Segundo ele, essa nova estrutura multipolar do sistema internacional “permite que cada um zele mais pelos seus interesses, e não se submeta a um programa maior que, teoricamente, salvaria a todos, daria proteção a todos”.
“Isso é próprio de um sistema internacional multipolar, os principais atores definem seus objetivos nacionais e procuram atuar em seguimento a ele. Isso torna as relações econômicas internacionais muito mais complexas. Porque havendo alternativas, é possível negociar melhor seus interesses nacionais. Então, quando os europeus hoje reagem com certa indignação às medidas protecionistas dos EUA, eles o fazem porque sabem que há alternativas, que eles não estão mais dependentes única e exclusivamente dos EUA. E também há espaço para uma retaliação. Se os EUA adotam políticas protecionistas, porque os europeus também não podem adotar?”, explica Gonçalves.

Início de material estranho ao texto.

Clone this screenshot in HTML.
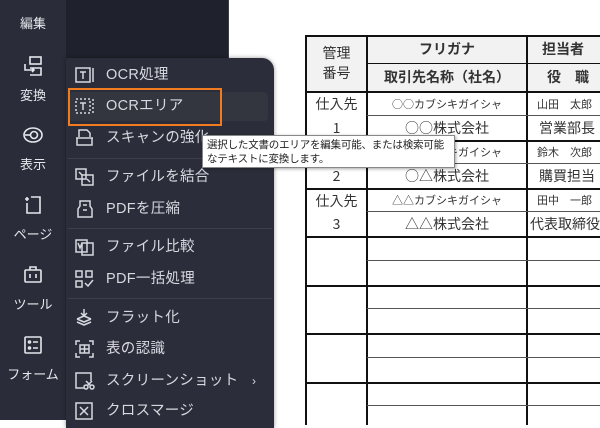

Gonçalves acrescenta que o atual cenário também “mostra um relativo declínio dos EUA, que já não podem tomar medidas altruístas por ter de cuidar de sua própria sobrevivência”.

“Os norte-americanos não têm muita alternativa. Se querem se manter como uma potência relevante, têm de ajustar a sua própria economia, sua própria sociedade”, diz Gonçalves, acrescentando que “a democracia norte-americana também já não é mais a mesma”.

“Ela [a democracia nos EUA] não está ameaçada de fora. Não é nenhuma invasão, são os próprios norte-americanos que hoje lançam desafios, como Donald Trump fez e seus seguidores continuam fazendo. Portanto, a crise norte-americana é uma crise real. Não resta aos EUA senão fazer tudo para recuperar sua posição. E isso, naturalmente, implica nesse protecionismo, nesse egoísmo e, consequentemente, em relações cada vez mais difíceis com aqueles que até então eram ‘os amigos do peito'”, diz Gonçalves.